How our brain makes new decisions

Scientists have investigated the underlying mechanism in the brain when we apply stored knowledge to new decision-making situations.

April 03, 2023

How does the brain deal with new situations? How does it make decisions? Together with other Max Planck colleagues, Mona Garvert and Christian Doeller have investigated the underlying mechanism in the brain when we apply stored knowledge to new decision-making situations.

We regularly find ourselves in new shops or restaurants, we land at airports we don't know or start a new job. In such situations, the remarkable flexibility of human behaviour becomes apparent. Even in new situations, we can often predict the consequences of our actions and thus make appropriate decisions.

How does the brain manage to make adequate decisions in situations we have never experienced before? One assumption is that in such situations the brain draws on experiences we have had in similar situations in the past. Experiences in other restaurants, for example, have prepared us well for what to expect in a new pizzeria. This requires a meaningful organisation of this experiential knowledge in the brain, as well as flexible access to this knowledge in new decision-making situations.

Mona Garvert and Christian Doeller from the Max Planck Institute for Human Cognitive and Brain Sciences, together with colleagues from the Max Planck Institutes for Human Development in Berlin and for Biological Cybernetics in Tübingen, have now investigated in a study recently published in Nature Neuroscience, which mechanism in the brain underlies when we apply stored knowledge to new decision-making situations. For this purpose, 48 study participants navigated through a virtual room. Small friendly monsters appeared at certain places - over time, the participants learned which monsters were "sitting" in which places. In this way, the scientists assumed, the brain generates a mental "knowledge map" about the virtual monster world.

Mona Garvert and her colleagues were able to observe that the trajectories of study participants through the virtual space differed greatly - some always walked along the edge, others more systematically from top to bottom, some more star-shaped. "This means that the order in which the monsters were seen differed between individuals. For example, the participants running in a star shape saw the monsters at very different time intervals than the participants navigating the room systematically from top to bottom," the neuroscientist explains.

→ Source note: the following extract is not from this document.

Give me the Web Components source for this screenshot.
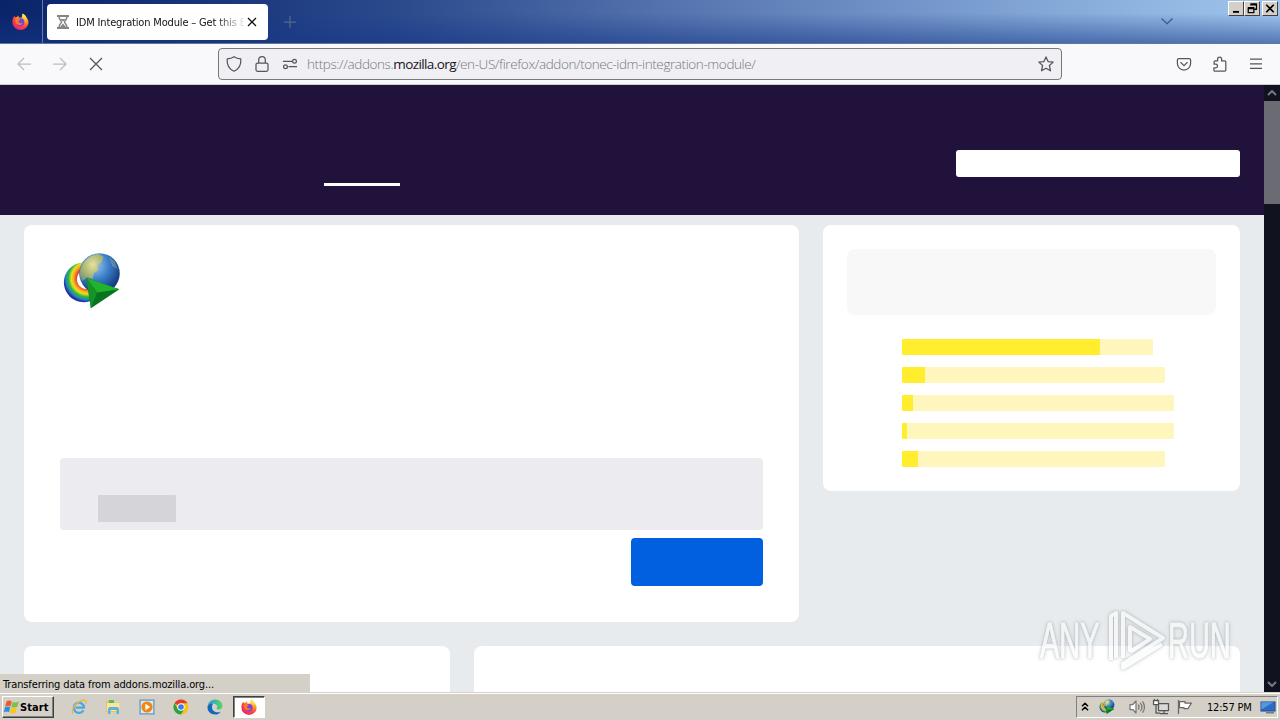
<!DOCTYPE html>
<html lang="en">
<head>
<meta charset="utf-8">
<title>IDM Integration Module</title>
<style>
  html, body {
    height: 100%;
    margin: 0;
    overflow: hidden;
  }
  body {
    color: black;
    font-family: "DejaVu Sans Condensed", "DejaVu Sans", sans-serif;
    font-size: 11px;
  }
</style>
</head>
<body>

<x-desktop></x-desktop>

<script>

/*
 *  Icons
 */

const icons = {

  back: '<path d="M15 8H2M8 2 2 8l6 6"/>',
  forward: '<path d="M1 8h13M8 2l6 6-6 6"/>',
  stop: '<path d="m2 2 12 12M14 2 2 14"/>',
  shield: '<path d="M8 .7c2 1.400 4.300 2 6.800 2.200.5 5.500-1.500 10-6.800 12.400C2.700 12.900.7 8.400 1.200 2.900 3.700 2.700 6 2.100 8 .7z"/>',
  lock: '<rect x="2" y="7" width="12" height="8.300" rx="1.500"/><path d="M4.700 7V4a3.300 3.300 0 0 1 6.600 0V7"/>',
  permissions: '<circle cx="12.500" cy="5.300" r="1.900"/><path d="M1 5.300h9M6.500 10.700h8.500"/><circle cx="3.500" cy="10.700" r="1.900"/>',
  star: '<path d="m8 .9 2.100 4.700 5.100.5-3.800 3.400 1.100 5.300L8 12.200l-4.500 2.600 1.100-5.300L.8 6.100l5.100-.5z"/>',
  pocket: '<path d="M2.800 2.500h10.400c.8 0 1.400.6 1.400 1.400v3.600a6.600 6.600 0 0 1-13.200 0V3.900c0-.8.6-1.400 1.400-1.400z"/><path d="m4.500 6.200 3.500 3.400 3.500-3.400"/>',
  puzzle: '<path d="M2.500 15h10.200c.7 0 1.100-.4 1.100-1.100V6c0-.7-.4-1.100-1.100-1.100H9.600V3a2 2 0 0 0-4 0v1.900H3.200c-.7 0-1.100.4-1.100 1.100v2.200h1.600a1.800 1.800 0 0 1 0 3.600H1.900v2.500c0 .4.200.7.600.7z"/>',
  menu: '<path d="M2 3.200h12M2 7.800h12M2 12.400h12"/>',
  chevron: '<path d="m2.500 5.500 5.500 5.300 5.500-5.300"/>',
  up: '<path d="m4 10 4-4 4 4" stroke-width="2"/>',
  down: '<path d="m4 6 4 4 4-4" stroke-width="2"/>',
  plus: '<path d="M8 2v12M2 8h12"/>',
  close: '<path d="m4 4 8 8M12 4l-8 8"/>',

  hourglass: `
    <path d="M2 2h12M2 14h12" stroke-width="2"/>
    <path d="M4 2.500C4 6 6.500 6.500 6.500 8S4 10 4 13.500M12 2.500C12 6 9.500 6.500 9.500 8s2.500 2 2.500 5.500" stroke-width="1.500"/>
    <path d="M5.500 5h5L8 7.500zM5 13l3-3.500 3 3.500z" fill="currentColor" stroke="none"/>`,

  firefox: `
    <defs>
      <radialGradient id="f" cx=".75" cy=".15" r=".95">
        <stop offset="0" stop-color="#ffe24a"/><stop offset=".4" stop-color="#ff9a1f"/>
        <stop offset=".7" stop-color="#ff4536"/><stop offset="1" stop-color="#e3207a"/>
      </radialGradient>
    </defs>
    <g stroke="none">
      <path d="M10 .5c2.500 1.400 3.300 2.900 3.700 4.100 1.100.9 1.900 2.600 1.900 4.100A7.600 7.200 0 0 1 .4 8.700C.3 6.500 1 4.300 2.200 2.800l.7 1.300L5 3.600 5.600 2l1 2.200L9 4.500z" fill="url(#f)"/>
      <circle cx="8" cy="8.700" r="3.700" fill="#7a3fe0"/>
      <path d="M3.400 5.400c1.400-.4 3.300.1 4.700 1.200-1.200.3-2 .7-2 1.500 0 1.600 2.300 1.900 3.900 1-.5 2.200-3.600 3-5.400 1.300C3.300 9.100 3 7 3.400 5.400z" fill="#ff7a27"/>
      <path d="M10 .5c2.500 1.400 4 3.400 4.200 6-.6-1.100-1.400-1.800-2.600-2C10 4 9.500 2 10 .5z" fill="#ffe04a"/>
    </g>`,

  ie: `
    <g fill="none">
      <path d="M12.400 11.200A5.100 5.100 0 1 1 13 8.700H4.500" stroke="#4aa9e3" stroke-width="2.300"/>
      <path d="M2.200 14.600C-.2 13 2.400 7 7 3.600 10.500 1 14.500.4 15 2.200c.2.700 0 1.500-.5 2.400" stroke="#efb935" stroke-width="1.300"/>
    </g>`,

  folder: `
    <g stroke="none">
      <path d="M1 2h5l1 1.500h7.500V13H1z" fill="#e6c55d"/>
      <path d="M4 1h5v5H4z" fill="#61b85a"/><path d="M2 4h12.500v8H2z" fill="#f8e69c"/>
      <path d="M3 15V9.500L4.500 8h8L14 9.500V15h-2.500v-4h-6v4z" fill="#5eb2d8"/>
    </g>`,

  player: `
    <g stroke="none">
      <path d="M.5.500h15v15H.5z" fill="#5a94c4"/><path d="M1.700 1.700h12.600v12.600H1.700z" fill="#d9e9f6"/>
      <circle cx="8" cy="8" r="5.600" fill="#f5850c"/><path d="M6.300 4.800v6.400L11.300 8z" fill="#fff"/>
    </g>`,

  chrome: `
    <g stroke="none">
      <circle cx="8" cy="8" r="7.500" fill="#fbc116"/>
      <path d="M8 8 1.500 4.250A7.500 7.500 0 0 1 14.500 4.250H8z" fill="#e33b2e"/>
      <path d="M1.500 4.250A7.500 7.500 0 0 0 8 15.500l3.200-5.600L8 8 4.800 9.900z" fill="#28a148"/>
      <circle cx="8" cy="8" r="3.700" fill="#fff"/><circle cx="8" cy="8" r="2.800" fill="#3b7de9"/>
    </g>`,

  edge: `
    <defs>
      <linearGradient id="e" x1="0" x2="1"><stop stop-color="#1d9be0"/><stop offset="1" stop-color="#5fd35c"/></linearGradient>
    </defs>
    <g stroke="none">
      <path d="M.6 7.500C1 3.400 4.200.5 8.200.5c4.300 0 7.300 3 7.300 6.400 0 2.300-1.800 3.600-3.800 3.600-1.400 0-2.300-.5-2.300-1 .6-.5.9-1 .9-1.700C10.300 6 8.500 4.600 6 4.600 3.700 4.600 1.600 5.600.6 7.500z" fill="url(#e)"/>
      <path d="M.5 8C.9 5.800 3.300 4.400 6.200 4.600 5.600 5.300 5 6.700 5 8.300c0 3.100 2.700 5 5.700 5 1.300 0 2.400-.4 3.300-.9-1.200 1.900-3.400 3.100-5.900 3.100C3.500 15.500.2 12 .5 8z" fill="#1767b8"/>
    </g>`,

  windows: `
    <g stroke="none">
      <path d="M2.500 2.500C4.500 1 6.200 1.500 7.800 2.500L6.500 7.500C4.800 6.500 3.200 6.300 1.200 7.500z" fill="#f1592a"/>
      <path d="M8.600 2.800c1.700 1 3.700 1.200 6.400-.6l-1.700 5.500c-2 1.100-4.200 1-5.900.2z" fill="#7cc142"/>
      <path d="M1 8.300c1.900-1.200 3.500-1 5.200-.1L5 13.200C3.300 12.200 1.700 12.300-.2 13.300z" fill="#2a8fdf"/>
      <path d="M7.100 8.700c1.700.9 3.700.9 5.900-.1l-1.500 5.100c-2 1-4 .9-5.700-.1z" fill="#fcc419"/>
    </g>`,

  idm: `
    <defs>
      <radialGradient id="g" cx=".38" cy=".3" r=".75">
        <stop offset="0" stop-color="#a9cbe6"/><stop offset=".45" stop-color="#3d82cd"/><stop offset="1" stop-color="#0d2d72"/>
      </radialGradient>
      <radialGradient id="l" cx=".55" cy=".4" r=".7">
        <stop offset="0" stop-color="#e6e29a"/><stop offset=".7" stop-color="#9dae70"/><stop offset="1" stop-color="#6f8f8a"/>
      </radialGradient>
      <radialGradient id="r" gradientUnits="userSpaceOnUse" cx="6.700" cy="7" r="6.700">
        <stop offset=".3" stop-color="#f0a090"/><stop offset=".42" stop-color="#e8452a"/>
        <stop offset=".55" stop-color="#f7b41e"/><stop offset=".63" stop-color="#e4e020"/>
        <stop offset=".74" stop-color="#35b53c"/><stop offset=".84" stop-color="#1f8fb0"/>
        <stop offset=".93" stop-color="#2038b8"/><stop offset="1" stop-color="#3a1c8c"/>
      </radialGradient>
    </defs>
    <g stroke="none">
      <path d="M5.800 2.800a5.300 5.300 0 1 0 .01 0zM6.500 4.700a2.500 2.600 0 1 1-.01 0z" fill="url(#r)" fill-rule="evenodd"/>
      <circle cx="10" cy="5.700" r="5.400" fill="url(#g)"/>
      <path d="M4.800 4.900C5.400 2.400 7.600.7 9.800.5l1.300.8-.5 1.300-1.200 1 .3 1.200-1.200.8-.3 1.600-1.500-.5-1.200 1C4.700 7 4.500 6 4.800 4.900z" fill="url(#l)"/>
      <path d="m12.600 1.300 1.400 1.200.8 2-1.400-.7z" fill="#9fb891" opacity=".4"/>
      <path d="M6.500 6.900 15.300 9.900 7.700 15z" fill="#087320"/>
      <path d="m6.500 6.900 8.800 3-5.900.9z" fill="#22b32c"/><path d="m6.500 6.900 2.900 3.900L7.700 15z" fill="#149428"/>
    </g>`,

  tray: '<path d="m5 7.300 3-3 3 3M5 11.300l3-3 3 3" stroke-width="1.500"/>',
  volume: `
    <path d="M1 5.500h2.800L7 2v12l-3.200-3.500H1z" fill="#fff" stroke="#777"/>
    <path d="M9.200 5.500c1 1.500 1 3.500 0 5M11.300 3.800c2 2.500 2 5.900 0 8.400M13.500 2.300c2.400 3.400 2.400 8 0 11.400" stroke="#777"/>`,
  network: `
    <path d="M5.500 4.500h10v7h-10zM7 14.500h8M11 12v2.500" fill="#d9d9d9" stroke="#555"/>
    <path d="M.5 1.500h5v4h-5z" fill="#fff" stroke="#555"/><path d="M1.500 0v1.500M4.500 0v1.500M3 5.500v8.500h4" stroke="#555"/>`,
  flag: '<path d="M1.500 1v14" stroke="#666"/><path d="M2.500 2.500h5.500V4h6.500l-2 3-1.500 2.500H7V8.500H2.500z" fill="#fff" stroke="#666"/>',
  screen: `
    <g stroke="none">
      <path d="M.5 2.500h15v10H.5z" fill="#183f83"/><path d="M1.300 3.200h13.400v8.500H1.300z" fill="#2c6cc4"/>
      <path d="M1.300 3.200h12L3 9.500l-1.700.7z" fill="#5698e0"/><path d="M6 13h8v1.500H6z" fill="#7a7a7a"/>
    </g>`,

  minimize: '<path d="M4 12.500h8" stroke-width="2.500"/>',
  restore: '<path d="M6.500 4V2H14v7h-3M6.500 3H14" stroke-width="1.700"/><path d="M3 7h7.500v6.500H3zM3 8h7.500" stroke-width="1.700"/>',
  quit: '<path d="m3 3 10 10M13 3 3 13" stroke-width="2.300"/>'

}

customElements.define(

  'x-icon',

  class Icon extends HTMLElement {

    constructor() {

      super()
      this.attachShadow({ mode: 'open' })

    }

    connectedCallback() {

      this.shadowRoot.innerHTML = `
        <style>
          :host { display: block; flex: none; height: 16px; width: 16px; }
          svg { display: block; height: 100%; overflow: visible; width: 100%; }
        </style>
        <svg viewBox="0 0 16 16" fill="none" stroke="currentColor" stroke-width="1.250" stroke-linejoin="round">
          ${icons[this.getAttribute('name')]}
        </svg>
      `

    }

  }

)

// Registers an element whose shadow root is a clone of one fixed template

function component(name, html) {

  const template = document.createElement('template')
  template.innerHTML = html

  customElements.define(name, class extends HTMLElement {

    constructor() {

      super()
      this.attachShadow({ mode: 'open' }).appendChild(
        template.content.cloneNode(true)
      )

    }

  })

}

/*
 *  Title bar
 */

component('x-tab', `
  <style>
    :host {
      align-items: center;
      background: white;
      border-radius: 4px;
      box-sizing: border-box;
      color: #111;
      display: flex;
      height: 36px;
      margin: 4px 0 0 4px;
      padding: 0 8px;
      width: 221px;
    }
    .title {
      flex: 1;
      letter-spacing: -.16px;
      line-height: 14px;
      margin: 2px 0 0 5px;
      -webkit-mask-image: linear-gradient(90deg, black 140px, transparent 170px);
      mask-image: linear-gradient(90deg, black 140px, transparent 170px);
      overflow: hidden;
      white-space: nowrap;
    }
    .load { color: #858585; }
  </style>
  <x-icon class="load" name="hourglass"></x-icon>
  <span class="title"><slot></slot></span>
  <x-icon name="close"></x-icon>
`)

component('x-titlebar', `
  <style>
    :host {
      background:
        linear-gradient(180deg, transparent 30%, rgba(20, 55, 135, .55)),
        linear-gradient(97deg, #0a246a 0%, #19357c 17%, #2c4c8e 32%, #5573ae 52%, #7193c8 70%, #94bae4 92%, #a0c6ee 100%);
      border-bottom: 1px solid #667796;
      box-sizing: border-box;
      display: flex;
      height: 44px;
    }
    .app {
      border-right: 1px solid #687ba8;
      padding: 13px 22px 0 12px;
      width: 8px;
    }
    .app x-icon { height: 17px; width: 17px; }
    .plus { color: #53678a; margin: 14px 0 0 14px; }
    .all { color: #3c5d91; margin: 13px 53px 0 auto; }
    .buttons { display: flex; padding: 1px 2px 0 0; }
    .buttons x-icon {
      background: #d4d0c8;
      border: 1px solid;
      border-color: white #404040 #404040 white;
      box-sizing: border-box;
      height: 15px;
      padding: 0 1px;
      width: 16px;
    }
    .buttons x-icon:last-child { margin-left: 2px; }
  </style>
  <div class="app"><x-icon name="firefox"></x-icon></div>
  <x-tab>IDM Integration Module – Get this Extension</x-tab>
  <x-icon class="plus" name="plus"></x-icon>
  <x-icon class="all" name="chevron"></x-icon>
  <div class="buttons">
    <x-icon name="minimize"></x-icon>
    <x-icon name="restore"></x-icon>
    <x-icon name="quit"></x-icon>
  </div>
`)

/*
 *  Toolbar
 */

component('x-urlbar', `
  <style>
    :host {
      align-items: center;
      background: #f0f0f4;
      border: 1px solid #77777d;
      border-radius: 4px;
      box-sizing: border-box;
      display: flex;
      gap: 12px;
      height: 32px;
      padding: 0 7px;
      width: 844px;
    }
    .url {
      color: #77777d;
      flex: 1;
      font: 300 13.5px "Open Sans", "Noto Sans", sans-serif;
      letter-spacing: -.405px;
      margin-left: -3px;
      white-space: nowrap;
    }
    ::slotted(b) { color: #15141a; font-weight: 400; letter-spacing: -.6px; }
  </style>
  <x-icon name="shield"></x-icon>
  <x-icon name="lock"></x-icon>
  <x-icon name="permissions"></x-icon>
  <span class="url"><slot></slot></span>
  <x-icon name="star"></x-icon>
`)

component('x-toolbar', `
  <style>
    :host {
      align-items: center;
      background: #f9f9fb;
      border-bottom: 1px solid #ccccd2;
      box-sizing: border-box;
      color: #55555d;
      display: flex;
      gap: 20px;
      height: 41px;
      padding: 0 16px;
    }
    .off { color: #bdbdc2; }
    x-urlbar { margin-left: 94px; }
    .pocket { margin-left: auto; }
  </style>
  <x-icon class="off" name="back"></x-icon>
  <x-icon class="off" name="forward"></x-icon>
  <x-icon name="stop"></x-icon>
  <x-urlbar>https://addons.<b>mozilla.org</b>/en-US/firefox/addon/tonec-idm-integration-module/</x-urlbar>
  <x-icon class="pocket" name="pocket"></x-icon>
  <x-icon name="puzzle"></x-icon>
  <x-icon name="menu"></x-icon>
`)

/*
 *  Add-on page
 */

component('x-header', `
  <style>
    :host {
      background: #20123a;
      box-sizing: border-box;
      display: flex;
      height: 130px;
      justify-content: space-between;
      padding: 65px 24px 0 324px;
    }
    .current { background: white; height: 3px; margin-top: 33px; width: 76px; }
    .search { background: white; border-radius: 3px; height: 27px; width: 284px; }
  </style>
  <div class="current"></div>
  <div class="search"></div>
`)

component('x-card', `
  <style>
    :host {
      background: white;
      border-radius: 8px;
      box-sizing: border-box;
      display: block;
    }
  </style>
  <slot></slot>
`)

component('x-summary', `
  <style>
    :host { display: flex; flex-direction: column; padding: 27px 36px 36px; }
    .logo { height: 60px; margin-left: 2px; width: 60px; }
    .warning {
      background: #ececf0;
      border-radius: 4px;
      box-sizing: border-box;
      height: 72px;
      margin-top: 146px;
      padding: 37px 38px 0;
    }
    .learn { background: #d5d4d9; border-radius: 1px; height: 27px; width: 78px; }
    .install {
      align-self: flex-end;
      background: #0060df;
      border-radius: 4px;
      height: 48px;
      margin-top: 8px;
      width: 132px;
    }
  </style>
  <x-icon class="logo" name="idm"></x-icon>
  <div class="warning"><div class="learn"></div></div>
  <div class="install"></div>
`)

customElements.define(

  'x-rating',

  class Rating extends HTMLElement {

    constructor() {

      super()
      this.attachShadow({ mode: 'open' })

    }

    connectedCallback() {

      this.shadowRoot.innerHTML = `
        <style>
          :host {
            background: #fff6bd;
            border-radius: 1px;
            display: block;
            height: 16px;
            overflow: hidden;
            width: ${this.getAttribute('width')}px;
          }
          div { background: #ffed2e; height: 100%; width: ${this.getAttribute('value')}px; }
        </style>
        <div></div>
      `

    }

  }

)

component('x-ratings', `
  <style>
    :host { display: block; padding: 24px; }
    .meta { background: #f8f8f8; border-radius: 8px; height: 66px; }
    .bars { display: flex; flex-direction: column; gap: 12px; padding: 24px 0 0 55px; }
  </style>
  <div class="meta"></div>
  <div class="bars">
    <x-rating width="251" value="198"></x-rating>
    <x-rating width="263" value="23"></x-rating>
    <x-rating width="272" value="11"></x-rating>
    <x-rating width="272" value="5"></x-rating>
    <x-rating width="263" value="16"></x-rating>
  </div>
`)

component('x-scrollbar', `
  <style>
    :host {
      background: #10121f;
      color: #777983;
      display: flex;
      flex-direction: column;
      justify-content: space-between;
      width: 16px;
    }
    .thumb { background: #6b6c73; height: 103px; margin-bottom: auto; }
  </style>
  <x-icon name="up"></x-icon>
  <div class="thumb"></div>
  <x-icon name="down"></x-icon>
`)

component('x-page', `
  <style>
    :host { background: #e7ebee; display: flex; overflow: hidden; position: relative; }
    main { flex: 1; }
    .row { align-items: flex-start; display: flex; gap: 24px; padding: 10px 24px 14px; }
    .summary { height: 397px; width: 775px; }
    .ratings { flex: 1; height: 266px; }
    .screens { height: 80px; width: 426px; }
    .about { flex: 1; height: 80px; }
    .status {
      background: #d4d0c8;
      bottom: 0;
      box-sizing: border-box;
      height: 18px;
      left: 0;
      letter-spacing: -.13px;
      line-height: 21px;
      padding-left: 3px;
      position: absolute;
      white-space: nowrap;
      width: 310px;
    }
    x-watermark { bottom: 18px; position: absolute; right: 44px; }
  </style>
  <main>
    <x-header></x-header>
    <div class="row">
      <x-card class="summary"><x-summary></x-summary></x-card>
      <x-card class="ratings"><x-ratings></x-ratings></x-card>
    </div>
    <div class="row">
      <x-card class="screens"></x-card>
      <x-card class="about"></x-card>
    </div>
  </main>
  <x-scrollbar></x-scrollbar>
  <div class="status">Transferring data from addons.mozilla.org...</div>
  <x-watermark></x-watermark>
`)

component('x-watermark', `
  <style>
    :host { display: block; height: 66px; width: 200px; }
    svg {
      display: block;
      filter: drop-shadow(0 0 1px rgba(90, 95, 100, .5)) drop-shadow(0 0 2px rgba(90, 95, 100, .3));
      opacity: .65;
      overflow: visible;
    }
    text { font: 29px "Liberation Sans", sans-serif; }
  </style>
  <svg width="200" height="66" viewBox="0 0 200 66">
    <g fill="#fafbfb" stroke="#fafbfb" stroke-width=".7" transform="scale(1 1.700)">
      <text x="4" y="29.500">ANY</text>
      <text x="132" y="29.500">RUN</text>
    </g>
    <g fill="none" stroke="#fafbfb" stroke-width="4" stroke-linejoin="round">
      <path d="M75 52V8l5-3v45M87 50V5l40 25-40 26v4l39-24"/>
      <path d="M94 44V19l20 12-20 13"/>
    </g>
  </svg>
`)

/*
 *  Taskbar
 */

component('x-start', `
  <style>
    :host {
      align-items: center;
      border: 1px solid;
      border-color: white #404040 #404040 white;
      box-shadow: inset -1px -1px #808080;
      box-sizing: border-box;
      display: flex;
      font-weight: bold;
      height: 22px;
      letter-spacing: .1px;
      padding-left: 1px;
      width: 52px;
    }
  </style>
  <x-icon name="windows"></x-icon>
  <slot></slot>
`)

component('x-taskbar', `
  <style>
    :host {
      background: #d4d0c8;
      box-shadow: inset 0 1px #d4d0c8, inset 0 2px white;
      box-sizing: border-box;
      display: flex;
      height: 28px;
      padding: 4px 2px 2px;
    }
    .apps { display: flex; margin-left: 8px; }
    .apps div {
      align-items: center;
      border: 1px solid transparent;
      box-sizing: border-box;
      display: flex;
      height: 22px;
      justify-content: center;
      margin: 0 1px;
      width: 32px;
    }
    .apps .active {
      background: white;
      border-color: #404040 white white #404040;
      box-shadow: inset 1px 1px #808080;
    }
    .tray {
      align-items: center;
      border: 1px solid;
      border-color: #808080 white white #808080;
      box-sizing: border-box;
      display: flex;
      height: 22px;
      margin-left: auto;
      width: 202px;
    }
    .idm { margin: 0 14px 0 6px; }
    .network { margin: 0 8px; }
    .clock { letter-spacing: -.2px; margin: 0 auto 0 14px; white-space: nowrap; }
    .screen { margin-right: 1px; }
  </style>
  <x-start>Start</x-start>
  <div class="apps">
    <div><x-icon name="ie"></x-icon></div>
    <div><x-icon name="folder"></x-icon></div>
    <div><x-icon name="player"></x-icon></div>
    <div><x-icon name="chrome"></x-icon></div>
    <div><x-icon name="edge"></x-icon></div>
    <div class="active"><x-icon name="firefox"></x-icon></div>
  </div>
  <div class="tray">
    <x-icon name="tray"></x-icon>
    <x-icon class="idm" name="idm"></x-icon>
    <x-icon name="volume"></x-icon>
    <x-icon class="network" name="network"></x-icon>
    <x-icon name="flag"></x-icon>
    <span class="clock">12:57 PM</span>
    <x-icon class="screen" name="screen"></x-icon>
  </div>
`)

component('x-desktop', `
  <style>
    :host { display: flex; flex-direction: column; height: 720px; width: 1280px; }
    x-page { flex: 1; min-height: 0; }
  </style>
  <x-titlebar></x-titlebar>
  <x-toolbar></x-toolbar>
  <x-page></x-page>
  <x-taskbar></x-taskbar>
`)

</script>
</body>
</html>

Later, the study participants had to choose between two monsters. Monsters that were close to each other in the virtual room earned a similar number of points. So those who were clever used their prior knowledge about the location of the monsters and chose monsters that were as close as possible to a monster that had previously brought many points. "The study participants did just that - showing us that they used their stored knowledge for this task. Interestingly, they drew on both their knowledge of spatial and temporal relationships learned in association with the monsters to make these decisions. In the MRI scanner, we could then see that those who had a stronger spatial representation of the monsters in their brains were also more influenced by the spatial relationships in their decision-making behaviour. In those who had a stronger temporal representation, the influence of the temporal relationships was stronger. We were thus able to demonstrate that the brain uses spatial and temporal knowledge maps for decision making and also adapts them when it learns through reward."

Christian Doeller, director at the Max Planck Institute for Human Cognitive and Brain Sciences, adds: "Taken together, we have demonstrated in the study how the brain's cognitive maps are flexibly used and updated for reasoning. If we find ourselves in a situation we have never experienced before, we draw on mapped knowledge in our hippocampus to act adequately in the new situation."

Mona Garvert assumes that the results could also have implications for our understanding of mental illness. Patients with anxiety disorders and depression, for example, often transfer negative experiences to neutral situations. This could be related to how knowledge is organised in mental maps. Further studies could be helpful here to decipher the mechanism in the brain in an aversive context.